Is that even conceivable? The U.S. would go to nuclear war before allowing that, as things now stand"(Noam Chomsky, “There is no War on Terror,” ZNet Magazine, January 16, 2006).

To make easy or rapid U.S. withdrawal yet less likely, Iraq’s inanimate oil reserves and related social infrastructure cannot be “saved” for “critical [imperial] leverage” and global-economic windfall through wanton annihilation.

Iraq’s critical raw material cannot be removed from Iraq along with U.S. soldiers and B-52s in the same way that American crucifiers stole the promise of the Vietnamese Revolution through sheer destruction.

The utter demolition America inflicted on Vietnam in the 1960s and 70s is not a rational imperial option in regard to Iraq.

Iraq cannot be physically lost – territorially conceded – to the Iraqis without monumentally dire consequences to American Empire.

If abandoned, Iraq’s significant share of “the greatest material prize in history” can only be left to the control of others, an outcome that is unacceptable to American policymakers for (again) “very good [imperial] reason[s].”

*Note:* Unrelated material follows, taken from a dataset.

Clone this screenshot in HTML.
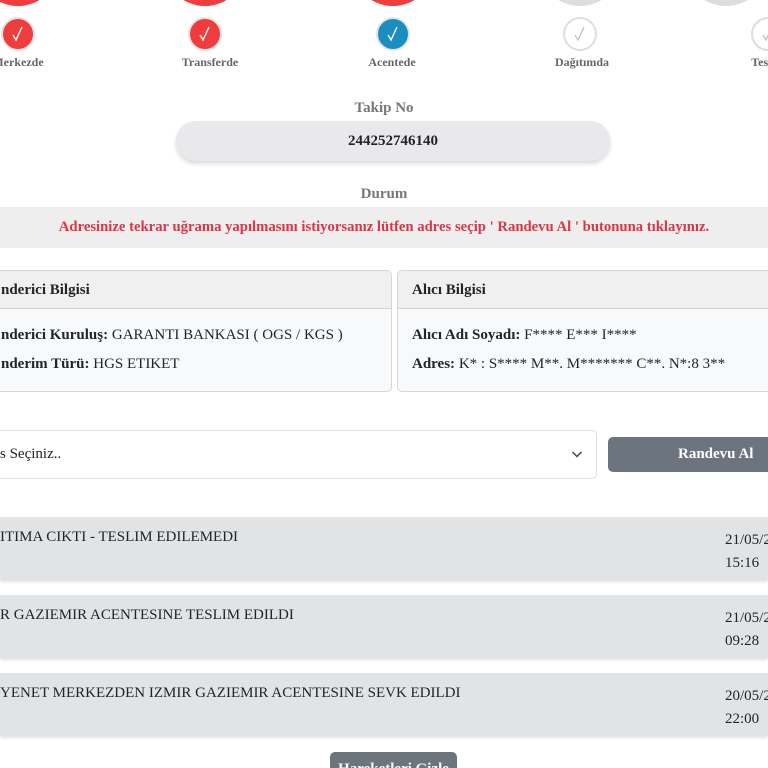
<!DOCTYPE html>
<html><head><meta charset="utf-8"><style>
*{box-sizing:border-box;margin:0;padding:0}
html,body{width:768px;height:768px;overflow:hidden}
body{background:#fff;font-family:"Liberation Serif",serif;color:#212529;position:relative}
.abs{position:absolute}
.big{position:absolute;width:84px;height:84px;border-radius:50%;top:-78px}
.chk{position:absolute;width:34px;height:34px;border-radius:50%;top:17px;border:2px solid #e4e4e4;display:flex;align-items:center;justify-content:center}
.chk.r{background:#f03c3c}.chk.b{background:#1a8fbf}.chk.g{background:#fff;border-color:#ddd}
.lbl{position:absolute;top:55px;font-size:12px;font-weight:bold;color:#666;width:120px;text-align:center}
.card{position:absolute;top:270px;height:122px;border:1px solid #d6d6d6;border-radius:5px;background:#f8f9fa;overflow:hidden}
.card .h{height:38px;background:#f0f0f0;border-bottom:1px solid #d3d3d3;font-weight:bold;font-size:15px;padding:11px 14px}
.card p{font-size:15px;padding-left:14px;position:absolute;white-space:nowrap}
.item{position:absolute;left:0;width:768px;height:63px;background:#e2e3e5;box-shadow:0 2px 3px rgba(0,0,0,.12);font-size:15px;overflow:hidden}
.item .t{position:absolute;top:12px;white-space:nowrap}
.item .d{position:absolute;left:725px;top:12px;line-height:23px;white-space:nowrap}
</style></head><body>
<div class="big" style="left:-24px;background:#f03c3c"></div>
<div class="big" style="left:163px;background:#f03c3c"></div>
<div class="big" style="left:351px;background:#f03c3c"></div>
<div class="big" style="left:538px;background:#ddd"></div>
<div class="big" style="left:684px;background:#ddd"></div>
<div class="chk r" style="left:1px"><svg width="14" height="16" viewBox="0 0 14 16"><path d="M2 9 L5 14 L11 1" fill="none" stroke="#fff" stroke-width="1.4"/></svg></div>
<div class="chk r" style="left:188px"><svg width="14" height="16" viewBox="0 0 14 16"><path d="M2 9 L5 14 L11 1" fill="none" stroke="#fff" stroke-width="1.4"/></svg></div>
<div class="chk b" style="left:376px"><svg width="14" height="16" viewBox="0 0 14 16"><path d="M2 9 L5 14 L11 1" fill="none" stroke="#fff" stroke-width="1.4"/></svg></div>
<div class="chk g" style="left:563px"><svg width="14" height="16" viewBox="0 0 14 16"><path d="M2 9 L5 14 L11 1" fill="none" stroke="#bbb" stroke-width="1.2"/></svg></div>
<div class="chk g" style="left:751px"><svg width="14" height="16" viewBox="0 0 14 16"><path d="M2 9 L5 14 L11 1" fill="none" stroke="#bbb" stroke-width="1.2"/></svg></div>
<div class="lbl" style="left:-42px">Merkezde</div>
<div class="lbl" style="left:150px">Transferde</div>
<div class="lbl" style="left:332px">Acentede</div>
<div class="lbl" style="left:522px">Dağıtımda</div>
<div class="lbl" style="left:708px">Teslim</div>
<div class="abs" style="top:100px;width:768px;text-align:center;font-weight:bold;font-size:15px;color:#777">Takip No</div>
<div class="abs" style="left:176px;top:121px;width:434px;height:40px;border-radius:20px;background:#e9e9ec;box-shadow:0 3px 5px rgba(0,0,0,.15);text-align:center;font-weight:bold;font-size:15px;line-height:40px">244252746140</div>
<div class="abs" style="top:186px;width:768px;text-align:center;font-weight:bold;font-size:15px;color:#777">Durum</div>
<div class="abs" style="left:0;top:207px;width:768px;height:41px;background:#eee;text-align:center;font-weight:bold;font-size:14.7px;line-height:41px;color:#dc3545;white-space:nowrap">Adresinize tekrar uğrama yapılmasını istiyorsanız lütfen adres seçip ' Randevu Al ' butonuna tıklayınız.</div>
<div class="card" style="left:-50px;width:442px"><div class="h" style="padding-left:50px">nderici Bilgisi</div>
<p style="top:56px;left:36px"><b>nderici Kuruluş:</b> GARANTI BANKASI ( OGS / KGS )</p>
<p style="top:85px;left:36px"><b>nderim Türü:</b> HGS ETIKET</p></div>
<div class="card" style="left:397px;width:400px"><div class="h">Alıcı Bilgisi</div>
<p style="top:56px"><b>Alıcı Adı Soyadı:</b> F**** E*** I****</p>
<p style="top:85px"><b>Adres:</b> K* : S**** M**. M******* C**. N*:8 3**</p></div>
<div class="abs" style="left:-50px;top:430px;width:647px;height:49px;border:1px solid #ddd;border-radius:5px;font-size:15px"></div>
<div class="abs" style="left:0;top:446px;font-size:15px">s Seçiniz..</div>
<svg class="abs" style="left:571px;top:449px" width="12" height="10" viewBox="0 0 12 10"><path d="M1.5 3 L6 7.5 L10.5 3" fill="none" stroke="#444" stroke-width="1.5"/></svg>
<div class="abs" style="left:608px;top:437px;width:180px;height:35px;border-radius:5px;background:#6c757d;color:#fff;font-weight:bold;font-size:15px;line-height:35px;padding-left:70px">Randevu Al</div>
<div class="item" style="top:517px"><div class="t" style="left:0">ITIMA CIKTI - TESLIM EDILEMEDI</div><div class="d">21/05/2024<br>15:16</div></div>
<div class="item" style="top:595px"><div class="t" style="left:0">R GAZIEMIR ACENTESINE TESLIM EDILDI</div><div class="d">21/05/2024<br>09:28</div></div>
<div class="item" style="top:673px"><div class="t" style="left:0">YENET MERKEZDEN IZMIR GAZIEMIR ACENTESINE SEVK EDILDI</div><div class="d">20/05/2024<br>22:00</div></div>
<div class="abs" style="left:330px;top:752px;width:127px;height:16px;overflow:hidden;border-radius:5px 5px 0 0;background:#6c757d;color:#fff;font-weight:bold;font-size:15px;text-align:center;line-height:34px">Hareketleri Gizle</div>
</body></html>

The fully and ugly truth is that the self-proclaimed universal state and global super-power Uncle Sam has no intention of granting management of the world’s most “stupendous source of strategic power” and “critical” global political-economic “leverage” to the people who happen to live on its merely national, not-so sovereign topsoil.

At this precarious and potentially late point in the history of its global dominance, the U.S. can be expected to hold on to that control with an impressive imperial death grip.

It will likely exhibit a fierce determination to defend that grasp through even the most terrible conflicts and violence abroad and at home, where more and bigger 9/11’s seem all-too likely in coming years.

The risks of not holding on are simply too great, as far as those structurally super-empowered U.S. actors who crave planetary (and indeed inter-planetary) supremacy (the real objective of U.S. foreign policy) are concerned.

Withdrawal from Iraq is a most unlikely thing for Uncle Sam to seriously contemplate in light of his tendency to value hegemony over survival, consistent with deadly choices made by concentrated power through the long, reckless, and criminal record of empire.